The task: Collect all lines from the records below that include the word "styles".

Data to use:

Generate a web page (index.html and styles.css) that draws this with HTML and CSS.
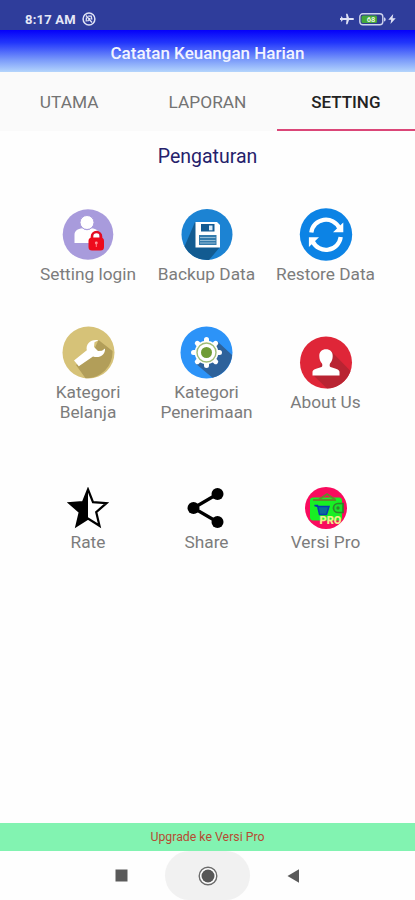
FILE: index.html
```html
<!DOCTYPE html>
<html lang="id">
<head>
<meta charset="utf-8">
<title>Catatan Keuangan Harian</title>
<link rel="stylesheet" href="styles.css">
</head>
<body>
<div class="statusbar">
  <span class="time">8:17 AM</span>
  <svg class="badge" width="14" height="14" viewBox="0 0 14 14" fill="none" stroke="#dfe2f5"><circle cx="7" cy="7" r="5.900" stroke-width="1.500"/><path d="M4 3.500l6 7M4.200 9.500l.2-4M6.200 4.200h3l.7 3.400M5.500 9.300l2.800-3" stroke-width="1.300"/></svg>
  <span class="spacer"></span>
  <svg width="14" height="12" viewBox="0 0 14 12" fill="#dfe2f5"><path d="M14 6c0-.7-.6-1.100-1.300-1.100H9L7.500.8H6l.5 4.100H2.800L1.700 3.600H.8L1.200 5.100H0v1.800h1.200L.8 8.400h.9L2.800 7.100h3.700L6 11.200h1.500L9 7.100h3.700c.7 0 1.300-.4 1.300-1.100z"/></svg>
  <svg class="battery" width="27" height="13" viewBox="0 0 27 13"><rect x=".8" y=".8" width="23" height="11" rx="3" fill="#2f3d91" stroke="#cfd4ef" stroke-width="1.400"/><rect x="2.500" y="2.500" width="15.500" height="7.600" rx="1.500" fill="#43a83b"/><path d="M25 4.200q1.700.3 1.700 2.200t-1.700 2.200z" fill="#cfd4ef"/><text class="charge" x="12" y="9.200" text-anchor="middle">68</text></svg>
  <svg class="bolt" width="8" height="12" viewBox="0 0 8 12" fill="#dfe2f5"><path d="M5.200 1L.3 6.800h2.900L2.500 11 7.700 5.200H4.600z"/></svg>
</div>
<header class="header">Catatan Keuangan Harian</header>
<nav class="tabs">
  <div class="tab">UTAMA</div>
  <div class="tab">LAPORAN</div>
  <div class="tab active">SETTING</div>
</nav>
<main class="main">
  <h1 class="title">Pengaturan</h1>
  <div class="grid">
    <div class="item">
      <svg width="52" height="53" viewBox="0 0 52 53"><circle cx="26" cy="26.500" r="25.300" fill="#a89bdc"/><path d="M12.500 35V27c0-4 3-6.500 8-6.800q4.500 4.200 9 0c5 .3 7.500 2.800 7.500 6.800v8z" fill="#fff"/><circle cx="25" cy="14.500" r="7" fill="#fff" stroke="#a89bdc"/><path d="M30 32v-3.500a4.500 4.500 0 0 1 9 0V32" fill="none" stroke="#e30b22" stroke-width="2.600"/><rect x="26.500" y="29.500" width="15.500" height="13" rx="3.500" fill="#ee0a1c"/><circle cx="34.300" cy="35" r="1.400" fill="#ff9b9f"/><path d="M34.300 35v4" stroke="#ff8187"/></svg>
      <span class="label">Setting login</span>
    </div>
    <div class="item">
      <svg width="52" height="53" viewBox="0 0 52 53"><circle cx="26" cy="26.500" r="25.500" fill="#1c83d3"/><path d="M14 14L3.500 38.500A25.500 25.500 0 0 0 28 52L39 39 28 28z" fill="#125b91"/><path d="M14.500 14H36l3 3v22.500H14.500z" fill="#fff"/><rect x="20" y="16" width="13.500" height="7.500" fill="#145b92"/><rect x="28" y="17.500" width="3.500" height="4.800" fill="#dcecf8"/><rect x="18" y="27" width="17.500" height="10" fill="#347bac"/><path d="M19 29.500h15.500M19 32.500h15.500M19 35h15.500" stroke="#a9cbe1" stroke-width=".8"/></svg>
      <span class="label">Backup Data</span>
    </div>
    <div class="item">
      <svg width="54" height="53" viewBox="0 0 52 53"><circle cx="26" cy="26.500" r="26.200" fill="#0c83e5"/><g fill="none" stroke="#fff" stroke-width="4.300"><path d="M11.300 24.500A14.800 14.800 0 0 1 39.300 20"/><path d="M40.700 29A14.800 14.800 0 0 1 12.700 33.500"/></g><path d="M33 24.200h10.300V14.500zM19 29.300H8.900v9.700z" fill="#fff"/></svg>
      <span class="label">Restore Data</span>
    </div>
    <div class="item">
      <svg width="53" height="53" viewBox="0 0 52 53"><circle cx="26" cy="26.500" r="26" fill="#d6c278"/><path d="M36 14L50 25A26 26 0 0 1 23 52.300L13.500 39 31 25z" fill="#b29e59"/><path d="M11.500 34.500L24.300 24.200C23 17.800 28.500 12.700 36 14.200L32 16.200 31.500 21 35.500 25 39.500 24.800 42.500 22.500C43 29 37 32.500 30.500 30.500L16.300 40.300z" fill="#fff"/></svg>
      <span class="label">Kategori<br>Belanja</span>
    </div>
    <div class="item">
      <svg width="53" height="53" viewBox="0 0 52 53"><circle cx="26" cy="26.500" r="26" fill="#2c93f8"/><path d="M37 15.500L51.600 29A26 26 0 0 1 32 51.700L15 37.500z" fill="#2e629b"/><g stroke="#fff" stroke-width="5" stroke-linecap="round"><path d="M26 13.500v26M13 26.500h26M16.800 17.300l18.400 18.400M35.200 17.300L16.800 35.700"/></g><circle cx="26" cy="26.500" r="11.800" fill="#fff"/><circle cx="26" cy="26.500" r="9.500" fill="#fff" stroke="#9fbd78" stroke-width="1.400"/><circle cx="26" cy="26.500" r="5.500" fill="#6f9c35"/></svg>
      <span class="label">Kategori<br>Penerimaan</span>
    </div>
    <div class="item">
      <svg width="54" height="53" viewBox="0 0 52 53"><circle cx="26" cy="26.500" r="26" fill="#df2638"/><path d="M31 15L50.500 35A26 26 0 0 1 27 52.500L13 39z" fill="#b92432"/><path d="M12.500 39.500v-3.500c0-3 5-3.500 9-5 1-.5 1-2 .5-3.500-1.700-2-2.700-4.500-2.700-7.500 0-4.500 2.700-6.800 6.700-6.800s6.700 2.300 6.700 6.800c0 3-1 5.500-2.700 7.500-.5 1.500-.5 3 .5 3.500 4 1.500 9 2 9 5v3.500z" fill="#fff"/></svg>
      <span class="label">About Us</span>
    </div>
    <div class="item">
      <svg width="42" height="42" viewBox="0 0 42 42"><path d="M21 2.500l5 12.700 13.500 1-10.300 8.900 3.300 13.700L21 31.600 9.500 38.800l3.300-13.700L2.500 16.200l13.500-1z" fill="#fff" stroke="#000" stroke-width="2.200"/><path d="M21 2.500v29.100L9.500 38.800l3.300-13.700L2.500 16.200l13.500-1z"/></svg>
      <span class="label">Rate</span>
    </div>
    <div class="item">
      <svg width="42" height="42" viewBox="0 0 42 42"><path d="M31.500 7L7.500 21l24 14" fill="none" stroke="#000" stroke-width="3.300"/><circle cx="31.500" cy="7" r="6"/><circle cx="7.500" cy="21" r="6"/><circle cx="31.500" cy="35" r="6"/></svg>
      <span class="label">Share</span>
    </div>
    <div class="item">
      <svg width="42" height="42" viewBox="0 0 42 42"><circle cx="21" cy="21" r="21" fill="#f90b5e"/><rect x="5" y="10.500" width="32" height="23" rx="3" fill="#18ef24"/><path d="M8 13h23M14 12.500l8-5.500 8 5.500" fill="none" stroke="#5f8c2a" stroke-width="1.800"/><path d="M9.500 18.500h3l2 9h7l2.500-8H13z" fill="#0b6b9b" stroke="#073bb0" stroke-width="1.500"/><path d="M38 16.500h-5a4.500 4.500 0 0 0 0 9h5z" fill="#17e52b" stroke="#31852b" stroke-width="1.700"/><circle cx="33" cy="21" r="1.700" fill="#31852b"/><text class="pro" x="25.500" y="37" text-anchor="middle">PRO</text></svg>
      <span class="label">Versi Pro</span>
    </div>
  </div>
</main>
<div class="upgrade">Upgrade ke Versi Pro</div>
<footer class="navbar">
  <svg width="13" height="13" viewBox="0 0 13 13"><rect x=".5" y=".5" width="12" height="12" fill="#5a5a5a"/></svg>
  <span class="home"><svg width="20" height="20" viewBox="0 0 20 20"><circle cx="10" cy="10" r="8.800" fill="#fff" stroke="#6b6b6b" stroke-width="1.400"/><circle cx="10" cy="10" r="6.500" fill="#575757"/></svg></span>
  <svg width="13" height="14" viewBox="0 0 13 14"><path d="M.5 7L12 .3v13.400z" fill="#5a5a5a"/></svg>
</footer>
</body>
</html>
```
FILE: styles.css
```css
* { box-sizing: border-box; }
body {
  margin: 0;
  width: 415px;
  height: 900px;
  display: flex;
  flex-direction: column;
  background: #fefefe;
  font-family: Roboto, "Liberation Sans", sans-serif;
  overflow: hidden;
}
svg { display: block; flex: none; }
.statusbar {
  height: 30px;
  padding: 8px 19px 0 25px;
  display: flex;
  align-items: center;
  background: #2f3d9b;
  color: #e6e8f7;
}
.time { font-size: 13px; font-weight: 700; letter-spacing: .2px; }
.badge { margin-left: 6px; }
.spacer { flex: 1; }
.battery { margin-left: 5px; }
.bolt { margin-left: 2px; }
.charge { font-size: 7.5px; font-weight: 700; fill: #e9f7df; }
.header {
  height: 42px;
  display: flex;
  align-items: center;
  justify-content: center;
  padding-top: 4px;
  background: linear-gradient(#0500fa, #2236fb 30%, #7c9cfa 72%, #b4d5fc);
  color: #f2f4ff;
  font-size: 17px;
  font-weight: 500;
}
.tabs {
  height: 59px;
  display: grid;
  grid-template-columns: repeat(3, 1fr);
  background: #fafafa;
}
.tab {
  display: flex;
  align-items: center;
  justify-content: center;
  padding-top: 3px;
  border-bottom: 2px solid transparent;
  color: #737373;
  font-size: 17.3px;
  font-weight: 400;
}
.tab.active {
  color: #222;
  border-color: #db4678;
  font-size: 17px;
  font-weight: 500;
}
.main { flex: 1; }
.title {
  margin: 14px 0 0;
  text-align: center;
  font-size: 19.5px;
  line-height: 24px;
  font-weight: 400;
  color: #25216b;
}
.grid {
  margin: 17px 29px 0 28px;
  display: grid;
  grid-template-columns: 120px 117px 121px;
  grid-template-rows: 119px 137px 154px;
}
.item {
  display: flex;
  flex-direction: column;
  align-items: center;
  justify-content: center;
}
.label {
  margin-top: 3px;
  text-align: center;
  white-space: nowrap;
  font-size: 17.3px;
  line-height: 20px;
  color: #7c7c7c;
}
.upgrade {
  height: 28px;
  display: flex;
  align-items: center;
  justify-content: center;
  background: #82f3b1;
  color: #b74b32;
  font-size: 12.3px;
}
.navbar {
  height: 49px;
  display: flex;
  align-items: center;
  justify-content: center;
  gap: 37px;
  background: #fefefe;
}
.home {
  width: 85px;
  height: 49px;
  border-radius: 25px;
  display: flex;
  align-items: center;
  justify-content: center;
  background: #f1f1f1;
}
.pro { font-size: 11px; font-weight: 900; fill: #f1ef8c; }
```
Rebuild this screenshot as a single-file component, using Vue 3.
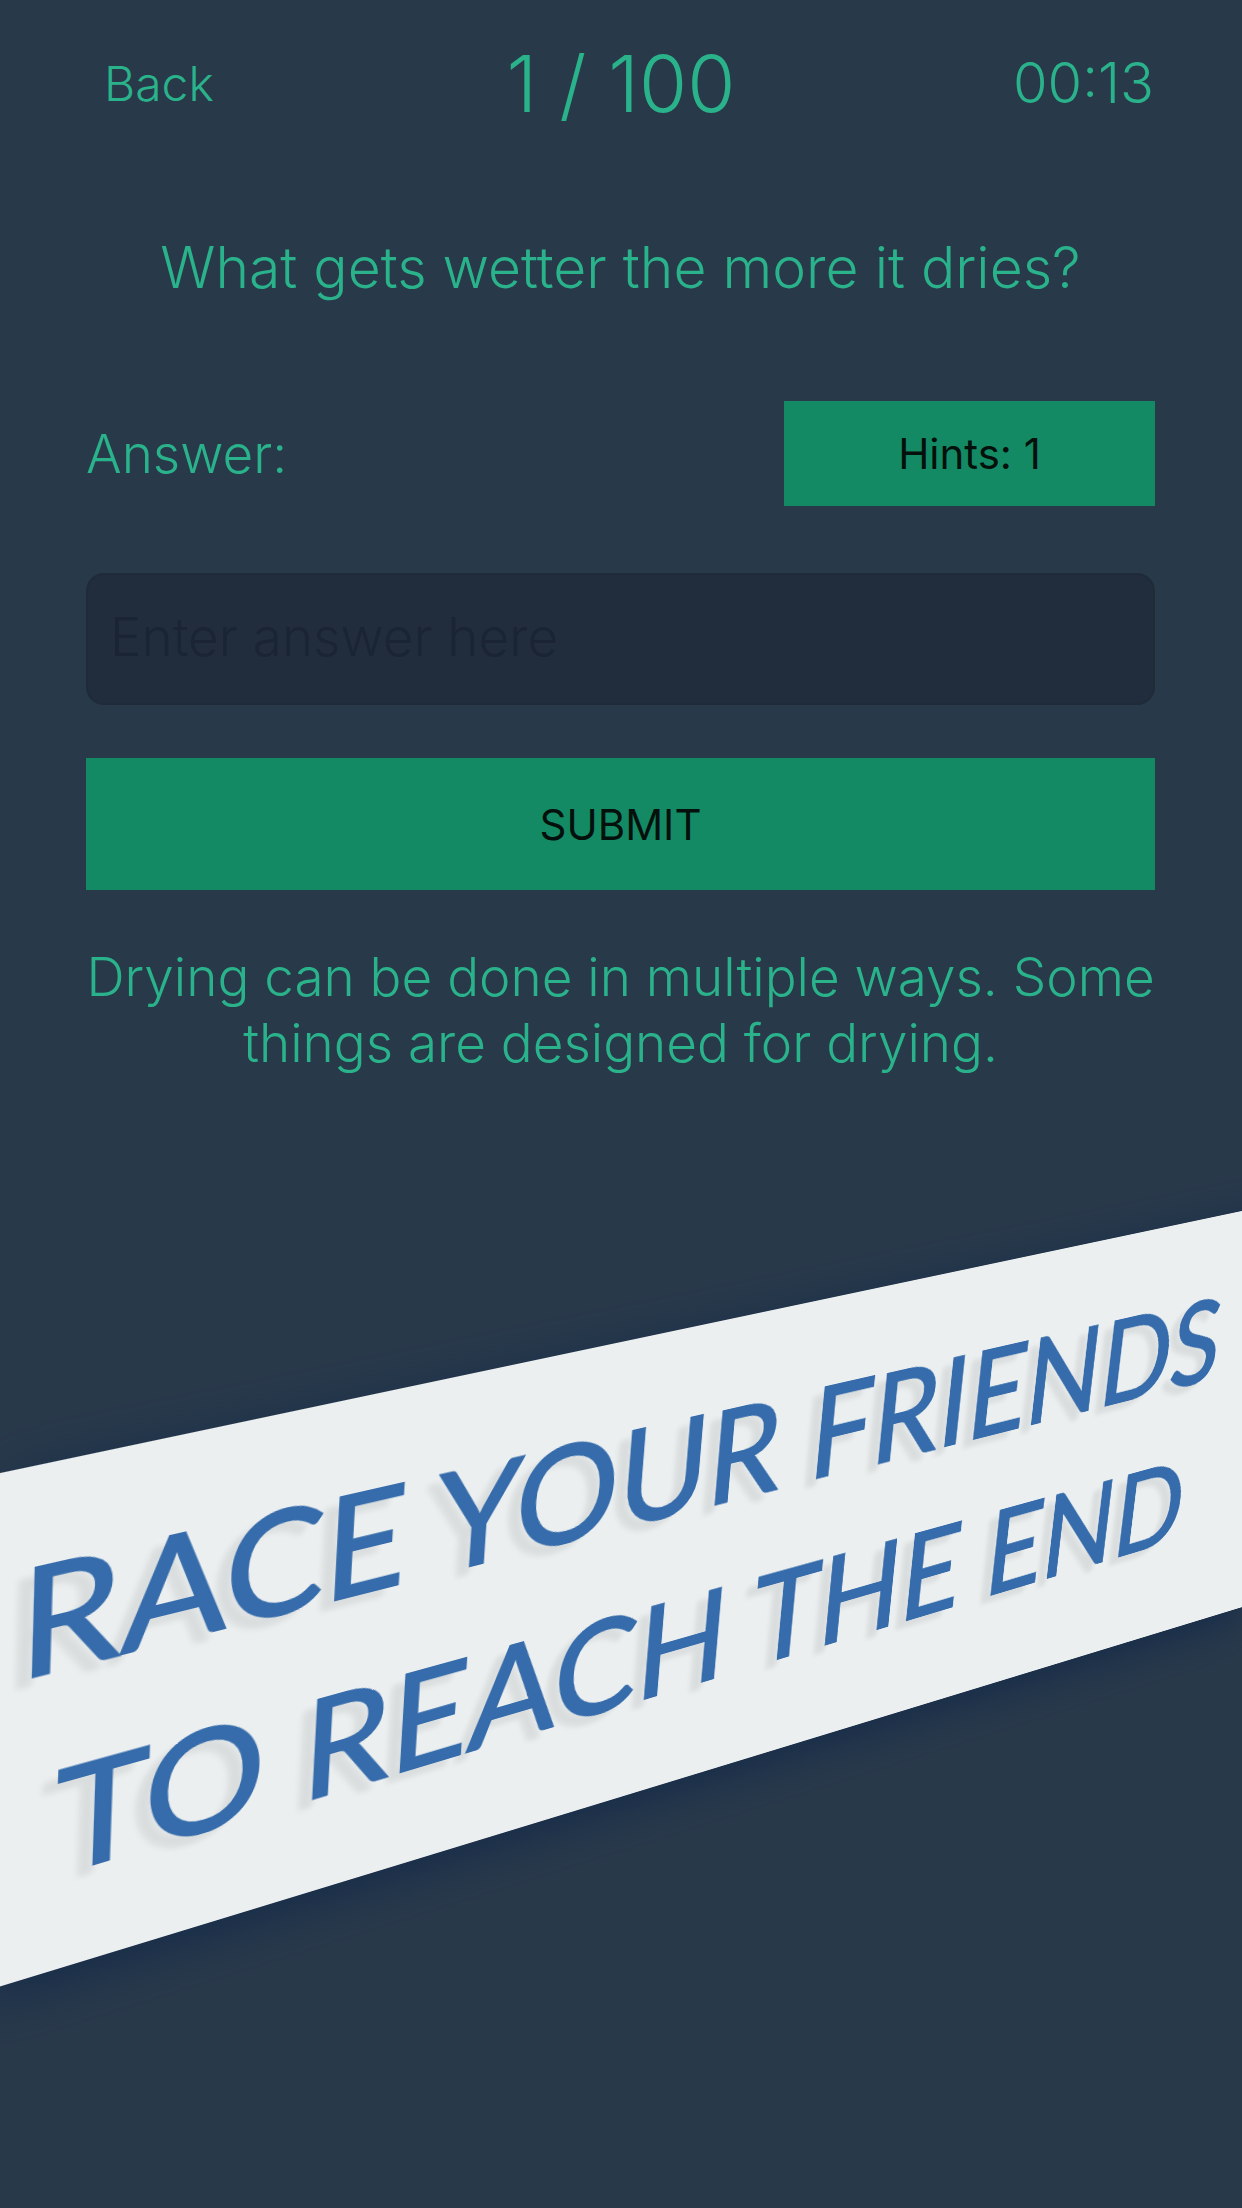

Task answer:
Generate a web page (index.html and styles.css) that draws this with HTML and CSS.
<link rel="stylesheet" href="styles.css">
FILE: styles.css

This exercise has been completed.